- [Task prompt]
Pick out the lines containing "React".
______
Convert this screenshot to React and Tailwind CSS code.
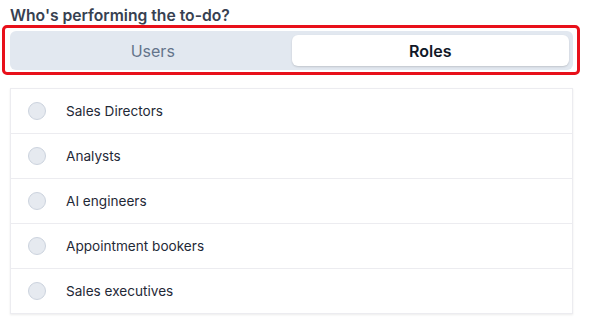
import React, { useState } from 'react';

const roles = ['Sales Directors', 'Analysts', 'AI engineers', 'Appointment bookers', 'Sales executives'];

const App = () => {
  const [tab, setTab] = useState('Roles');
  const [selected, setSelected] = useState(null);

  return (
    <div className="relative w-[593px] h-[326px] bg-white font-['Inter',sans-serif]">
      <div className="pl-[10px] pr-[20px] pt-[5px]">
        <h2 className="text-[15.7px] font-semibold leading-[21px] text-[#374151]">Who's performing the to-do?</h2>

        {/* Segmented control */}
        <div className="mt-[5px] flex h-[39px] rounded-[6px] bg-[#e2e8f0] p-[4px]">
          {['Users', 'Roles'].map((t) => (
            <button
              key={t}
              onClick={() => setTab(t)}
              className={
                tab === t
                  ? 'flex-1 rounded-[6px] bg-white text-[16px] font-semibold text-[#111827] shadow-[0_1px_2px_rgba(0,0,0,0.15)]'
                  : 'flex-1 rounded-[6px] text-[16px] text-[#64748b]'
              }
            >
              {t}
            </button>
          ))}
        </div>

        {/* Role list */}
        <div className="mt-[18px] border border-[#ececf0] bg-white shadow-[0_1px_2px_rgba(0,0,0,0.08)]">
          {roles.map((r, i) => (
            <div
              key={r}
              onClick={() => setSelected(r)}
              className={`flex items-center pl-[17px] ${i > 0 ? 'h-[45px] border-t border-[#ececf0]' : 'h-[44px]'}`}
            >
              <span
                className={`h-[18px] w-[18px] rounded-full border ${
                  selected === r ? 'border-[#2563eb] bg-[#2563eb]' : 'border-[#ccd3de] bg-[#e6eaf0]'
                }`}
              />
              <span className="ml-[20px] text-[13.6px] text-[#1f2937]">{r}</span>
            </div>
          ))}
        </div>
      </div>

      {/* Highlight annotation */}
      <div className="pointer-events-none absolute left-[2px] top-[25px] h-[50px] w-[578px] rounded-[5px] border-[3px] border-[#e8101a]" />
    </div>
  );
};

export default App;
______
- [The completed task]
Convert this screenshot to React and Tailwind CSS code.
import React, { useState } from 'react';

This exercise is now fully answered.